The man to my right stared at me incredulously. He had the seat next to mine in the back of Cowell Theatre, and I had just asked him if he had heard of the speaker on the stage. After a while, he decided I was serious. “That’s Stefan Sagmeister. One of the world’s most famous designers.”
I was serious, and I had never heard of Sagmeister, even though I have an interest in design and, as I found out when he started to speak, we’re both from Austria. His talk, titled Finally Something Good From Stefan Sagmeister, had been organized by the Long Now Foundation. I sometimes go to their events without first checking what they’re going to be about, and I’m rarely disappointed.

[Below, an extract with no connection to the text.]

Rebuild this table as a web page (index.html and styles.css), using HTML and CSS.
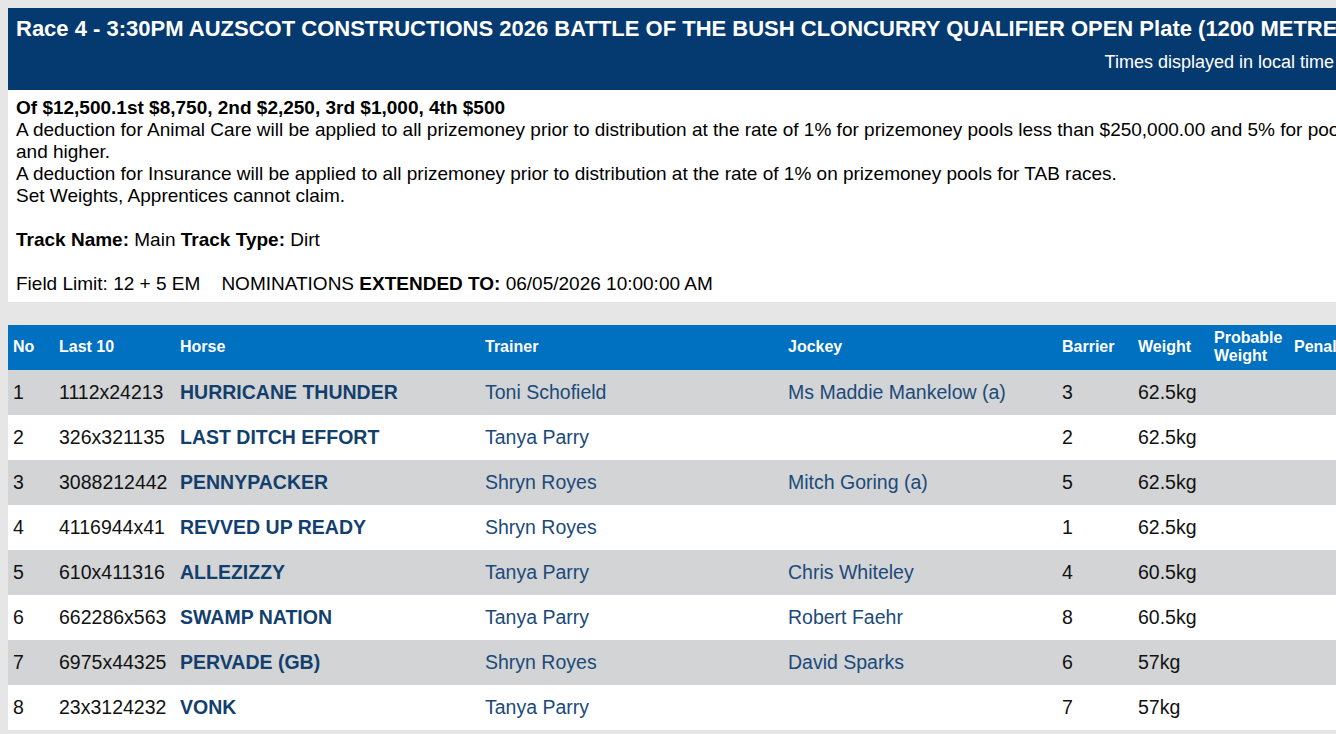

Sagmeister was talking about how the positive changes in our world inspire his work. Some of the data points on wars and poverty becoming increasingly rare are lifted straight out of Steven Pinker’s 2011 book The Better Angels of our Nature. One of the most consequential questions of our time is if the recent increase in violence we’ve seen in Ukraine, Israel and other places is a temporary blip, or if the trend to a more peaceful world has reversed.
Early on, he asked the audience how many of us still thought the future was going to be better than the present. He wasn’t prepared for most of the audience, including myself, raising their hands. He must’ve gotten a very different response in other places. But this was San Francisco, a magnet for incorrigible optimists. To his credit, he quickly recovered and the remainder of Finally Something Good went smoothly.